══ DATA BLOCK ══

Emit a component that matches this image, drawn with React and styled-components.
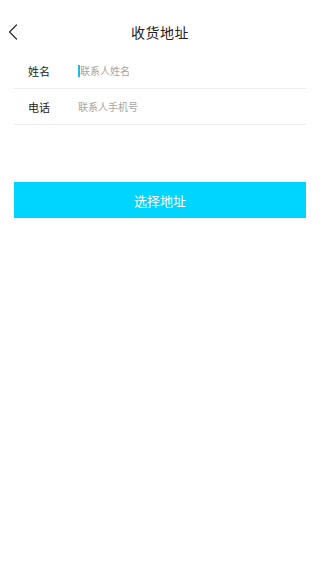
import React, { useState } from 'react';
import styled, { createGlobalStyle } from 'styled-components';

const GlobalStyle = createGlobalStyle`
    html, body {
        margin: 0;
        padding: 0;
        background: #fff;
        font-family: "Noto Sans CJK SC", "Noto Sans", sans-serif;
    }
`;

function App() {
    const [name, setName] = useState('');
    const [phone, setPhone] = useState('');

    return (
        <Page>
        <GlobalStyle />
        <Header>
            <BackButton aria-label="back">
            <svg width="10" height="16" viewBox="0 0 10 16" fill="none">
                <path d="M8.5 1 L1.5 8 L8.5 15" stroke="#333" strokeWidth="1.3" strokeLinecap="round" strokeLinejoin="round" />
            </svg>
            </BackButton>
            <Title>收货地址</Title>
        </Header>
        <Form>
            <Row>
            <Label>姓名</Label>
            <Caret />
            <Input
                type="text"
                placeholder="联系人姓名"
                value={name}
                onChange={(e) => setName(e.target.value)}
            />
            </Row>
            <Row>
            <Label>电话</Label>
            <Input
                type="tel"
                placeholder="联系人手机号"
                value={phone}
                onChange={(e) => setPhone(e.target.value)}
            />
            </Row>
        </Form>
        <SubmitButton type="button">选择地址</SubmitButton>
        </Page>
    );
}

export default App;



// styled-components
const Page = styled.div`
    width: 320px;
    min-height: 568px;
    background: #fff;
    display: flex;
    flex-direction: column;
`;

const Header = styled.div`
    height: 53px;
    padding-top: 10px;
    box-sizing: border-box;
    display: flex;
    align-items: center;
    justify-content: center;
    position: relative;
`;

const BackButton = styled.button`
    position: absolute;
    left: 6px;
    top: 22px;
    background: none;
    border: none;
    padding: 2px;
    display: flex;
    cursor: pointer;
`;

const Title = styled.div`
    font-size: 14px;
    color: #222;
    letter-spacing: 0.5px;
`;

const Form = styled.div`
    margin: 0 14px;
    display: flex;
    flex-direction: column;
`;

const Row = styled.div`
    height: 36px;
    box-sizing: border-box;
    display: flex;
    align-items: center;
    border-bottom: 1px solid #ededed;
    padding-left: 14px;
`;

const Label = styled.div`
    width: 50px;
    font-size: 11px;
    color: #222;
`;

const Caret = styled.span`
    width: 2px;
    height: 12px;
    background: #1fb6e8;
`;

const Input = styled.input`
    flex: 1;
    border: none;
    outline: none;
    background: transparent;
    padding: 0;
    font-family: inherit;
    font-size: 10px;
    color: #333;

    &::placeholder {
        color: #a5a5a5;
    }
`;

const SubmitButton = styled.button`
    margin: 57px 14px 0;
    height: 36px;
    border: none;
    background: #00d5ff;
    color: #fff;
    font-family: inherit;
    font-size: 13px;
    cursor: pointer;
`;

═══

AIM
Quote the preceding listing precisely and completely, omitting its images.

EXERCISE SOLUTION
Emit a component that matches this image, drawn with React and styled-components.
import React, { useState } from 'react';
import styled, { createGlobalStyle } from 'styled-components';

const GlobalStyle = createGlobalStyle`
    html, body {
        margin: 0;
        padding: 0;
        background: #fff;
        font-family: "Noto Sans CJK SC", "Noto Sans", sans-serif;
    }
`;

function App() {
    const [name, setName] = useState('');
    const [phone, setPhone] = useState('');

    return (
        <Page>
        <GlobalStyle />
        <Header>
            <BackButton aria-label="back">
            <svg width="10" height="16" viewBox="0 0 10 16" fill="none">
                <path d="M8.5 1 L1.5 8 L8.5 15" stroke="#333" strokeWidth="1.3" strokeLinecap="round" strokeLinejoin="round" />
            </svg>
            </BackButton>
            <Title>收货地址</Title>
        </Header>
        <Form>
            <Row>
            <Label>姓名</Label>
            <Caret />
            <Input
                type="text"
                placeholder="联系人姓名"
                value={name}
                onChange={(e) => setName(e.target.value)}
            />
            </Row>
            <Row>
            <Label>电话</Label>
            <Input
                type="tel"
                placeholder="联系人手机号"
                value={phone}
                onChange={(e) => setPhone(e.target.value)}
            />
            </Row>
        </Form>
        <SubmitButton type="button">选择地址</SubmitButton>
        </Page>
    );
}

export default App;



// styled-components
const Page = styled.div`
    width: 320px;
    min-height: 568px;
    background: #fff;
    display: flex;
    flex-direction: column;
`;

const Header = styled.div`
    height: 53px;
    padding-top: 10px;
    box-sizing: border-box;
    display: flex;
    align-items: center;
    justify-content: center;
    position: relative;
`;

const BackButton = styled.button`
    position: absolute;
    left: 6px;
    top: 22px;
    background: none;
    border: none;
    padding: 2px;
    display: flex;
    cursor: pointer;
`;

const Title = styled.div`
    font-size: 14px;
    color: #222;
    letter-spacing: 0.5px;
`;

const Form = styled.div`
    margin: 0 14px;
    display: flex;
    flex-direction: column;
`;

const Row = styled.div`
    height: 36px;
    box-sizing: border-box;
    display: flex;
    align-items: center;
    border-bottom: 1px solid #ededed;
    padding-left: 14px;
`;

const Label = styled.div`
    width: 50px;
    font-size: 11px;
    color: #222;
`;

const Caret = styled.span`
    width: 2px;
    height: 12px;
    background: #1fb6e8;
`;

const Input = styled.input`
    flex: 1;
    border: none;
    outline: none;
    background: transparent;
    padding: 0;
    font-family: inherit;
    font-size: 10px;
    color: #333;

    &::placeholder {
        color: #a5a5a5;
    }
`;

const SubmitButton = styled.button`
    margin: 57px 14px 0;
    height: 36px;
    border: none;
    background: #00d5ff;
    color: #fff;
    font-family: inherit;
    font-size: 13px;
    cursor: pointer;
`;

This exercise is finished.